Sur la ligne Bab Ezzouar-Ruisseau Un tramway, des scènes et des siennes

Sur la ligne Bab Ezzouar-Ruisseau Un tramway, des scènes et des siennes

La scène se passe sur la ligne Bab Ezzouar-Ruisseau. Sur le quai, le compte à rebours a commencé ; il ne restait que deux petites minutes pour l’arrivée du tramway. Et c’est à la seconde près que celui-ci pointe du « nez ».

Une leçon de ponctualité qui n’est pas passée inaperçue. « On gagnerait à prendre l’exemple d’une telle organisation », murmure une jeune dame. Malheureusement, la réalité est tout autre. Les vieux réflexes ont la peau dure, et la technologie à elle seule ne peut inculquer le sens du civisme et de la discipline à ces dizaines de voyageurs agglutinés de part et d’autre de la station.

On se bouscule comme dans un bus, alors qu’on doit d’abord céder le passage à ceux qui s’apprêtent à descendre. La plupart sont des « clandos » et rares sont ceux qui paient leur ticket. « Ce sont tous des harrag », lance une vieille dame, ticket en main. « Même si j’achète mon ticket, comment vais-je le faire poinçonner, sachant que les appareils placés à cet effet ont tous été endommagés par des voyous du quartier », enchaîne un jeune père de famille accompagné de ses deux enfants. Au niveau de la station Rabia Tahar, à Bab Ezzouar, deux contrôleurs font leur irruption.

Parmi les voyageurs indélicats, on marmonne quelques mots, sans doute pour désapprouver la désagréable surprise. Un pétard mouillé, puisque les deux « visiteurs », au lieu de pénaliser « les sans ticket », n’ont d’autre choix que de leur faire payer le trajet. Cela, au moment où d’autres, de crainte de débourser les 50 DA, essaient de s’engouffrer au maximum à l’intérieur du tram, en attentant la prochaine station.

Une façon, à la fois d’échapper au contrôle et surtout à remonter dans la prochaine rame, sans payer le moindre sou. Même les mendiants y trouvent leur « compte ». On se croirait à la gare du 2-Mai où les mendiants écument les bus. Au fur et à mesure que l’on s’enfonce à l’intérieur des principales agglomérations, chaque station est annoncée ; on exhorte même les voyageurs de s’éloigner des portes.Mais connaissant nos concitoyens, à l’annonce d’une nouvelle station, les commentaires fusent : comme par exemple : « pourquoi, la station pont d’El Harrach, au lieu de Oued El Harrach » ou bien « quelle relation entre La Glacière et Hawaa El Djamil », tonne un septuagénaire.

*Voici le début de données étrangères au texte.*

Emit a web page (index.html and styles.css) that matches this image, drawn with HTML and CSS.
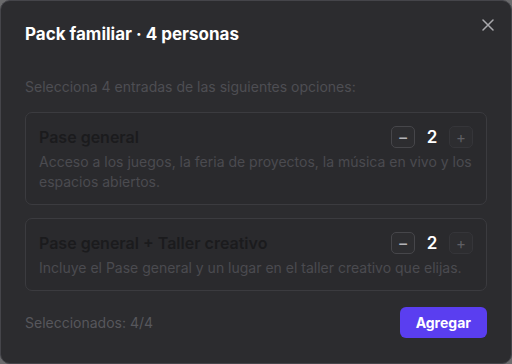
FILE: index.html
```html
<!DOCTYPE html>
<html lang="es">
<head>
    <meta charset="UTF-8">
    <meta name="viewport" content="width=device-width, initial-scale=1.0">
    <title>Pack familiar</title>
    <link rel="stylesheet" href="styles.css">
</head>
<body>
    <div class="modal">
        <div class="modal-header">
            <h2 class="modal-title">Pack familiar · 4 personas</h2>
            <button class="close-button" aria-label="Cerrar">
                <svg width="12" height="12" viewBox="0 0 12 12"><path d="M1 1L11 11M11 1L1 11" stroke="currentColor" stroke-width="1.5" stroke-linecap="round"/></svg>
            </button>
        </div>

        <p class="modal-intro">Selecciona 4 entradas de las siguientes opciones:</p>

        <div class="option-list">
            <div class="option-card">
                <div class="option-top">
                    <div class="option-name">Pase general</div>
                    <div class="stepper">
                        <button class="step-button minus">−</button>
                        <span class="step-value">2</span>
                        <button class="step-button plus" disabled>+</button>
                    </div>
                </div>
                <p class="option-desc">Acceso a los juegos, la feria de proyectos, la música en vivo y los espacios abiertos.</p>
            </div>
            <div class="option-card">
                <div class="option-top">
                    <div class="option-name">Pase general + Taller creativo</div>
                    <div class="stepper">
                        <button class="step-button minus">−</button>
                        <span class="step-value">2</span>
                        <button class="step-button plus" disabled>+</button>
                    </div>
                </div>
                <p class="option-desc">Incluye el Pase general y un lugar en el taller creativo que elijas.</p>
            </div>
        </div>

        <div class="modal-footer">
            <span class="selected-count">Seleccionados: 4/4</span>
            <button class="add-button">Agregar</button>
        </div>
    </div>
</body>
</html>
```

FILE: styles.css
```css
body {
    margin: 0;
    background-color: #6a6a6c;
    font-family: Inter, "Noto Sans", sans-serif;
}

.modal {
    box-sizing: border-box;
    width: 512px;
    height: 364px;
    background-color: #2c2c2f;
    border: 1px solid #45454a;
    border-radius: 10px;
    padding: 21px 24px 25px;
    display: flex;
    flex-direction: column;
}

.modal-header {
    display: flex;
    justify-content: space-between;
    align-items: flex-start;
}

.modal-title {
    margin: 0;
    font-size: 17px;
    line-height: 24px;
    font-weight: 700;
    color: #ffffff;
}

.close-button {
    background: none;
    border: none;
    padding: 0;
    margin: -3px -7px 0 0;
    color: #a9a9ad;
    display: flex;
    cursor: pointer;
}

.modal-intro {
    margin: 31px 0 15px;
    font-size: 14px;
    line-height: 20px;
    color: #4e4e53;
}

.option-list {
    display: flex;
    flex-direction: column;
    gap: 13px;
}

.option-card {
    border: 1px solid #3b3b3f;
    border-radius: 7px;
    background-color: #2a2a2d;
    padding: 13px 13px 12px;
}

.option-top {
    display: flex;
    justify-content: space-between;
    align-items: center;
}

.option-name {
    font-size: 16px;
    line-height: 22px;
    font-weight: 600;
    color: #1b1b1d;
}

.stepper {
    display: flex;
    align-items: center;
    gap: 11px;
}

.step-button {
    width: 24px;
    height: 22px;
    padding: 0;
    border-radius: 5px;
    font-family: inherit;
    font-size: 17px;
    line-height: 1;
    background-color: #2d2d30;
    border: 1px solid #46464a;
    color: #b3b3b7;
}

.step-button.plus {
    font-size: 15px;
    border-color: #353539;
    color: #5e5e63;
}

.step-value {
    width: 12px;
    text-align: center;
    font-size: 17px;
    font-weight: 600;
    color: #ffffff;
}

.option-desc {
    margin: 4px 0 0;
    font-size: 14px;
    line-height: 20px;
    color: #4b4b50;
}

.modal-footer {
    margin-top: auto;
    display: flex;
    justify-content: space-between;
    align-items: center;
}

.selected-count {
    font-size: 14px;
    color: #57575c;
}

.add-button {
    background-color: #5a3ef0;
    color: #ffffff;
    border: none;
    border-radius: 6px;
    padding: 0 16px;
    height: 31px;
    font-family: inherit;
    font-size: 14px;
    font-weight: 700;
    cursor: pointer;
}
```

D’autres s’étonnent également de la relation entre « Mandarines » et « Tamaris ». Les commentaires ne manquent pas, puisqu’un citoyen trouve anormal que l’on suspende l’annonce des stations, alors que le tramway est doté de cette prouesse technologique.

« C’est typiquement algérien. Comment voulez-vous que quelqu’un qui n’a jamais pris le tramway, ou qui n’a jamais mis les pieds à Alger, puisse savoir à quel endroit il est ? », s’interroge un jeune étudiant.D’autres ne manquent pas d’imagination : au moment où l’on parle de l’amitié entre l’Algérie et la France, ne doit-on pas joindre l’utile à l’agréable en engageant un guide touristique qui puisse à chaque station de tramway expliquer aux voyageurs, la symbolique de certaines stations.

Il citera, par exemple, celles des « Fusillés », Tripoli, Mokhtar Zerhouni… « Rien ne nous empêche dans un moyen de transport fabriqué par les Français, d’évoquer le passé colonial, c’est à partir de là que commence la vraie amitié », conclut un ancien militant de l’ex-zone autonome d’Alger au moment où le haut-parleur annonce la dernière station : Ruisseau.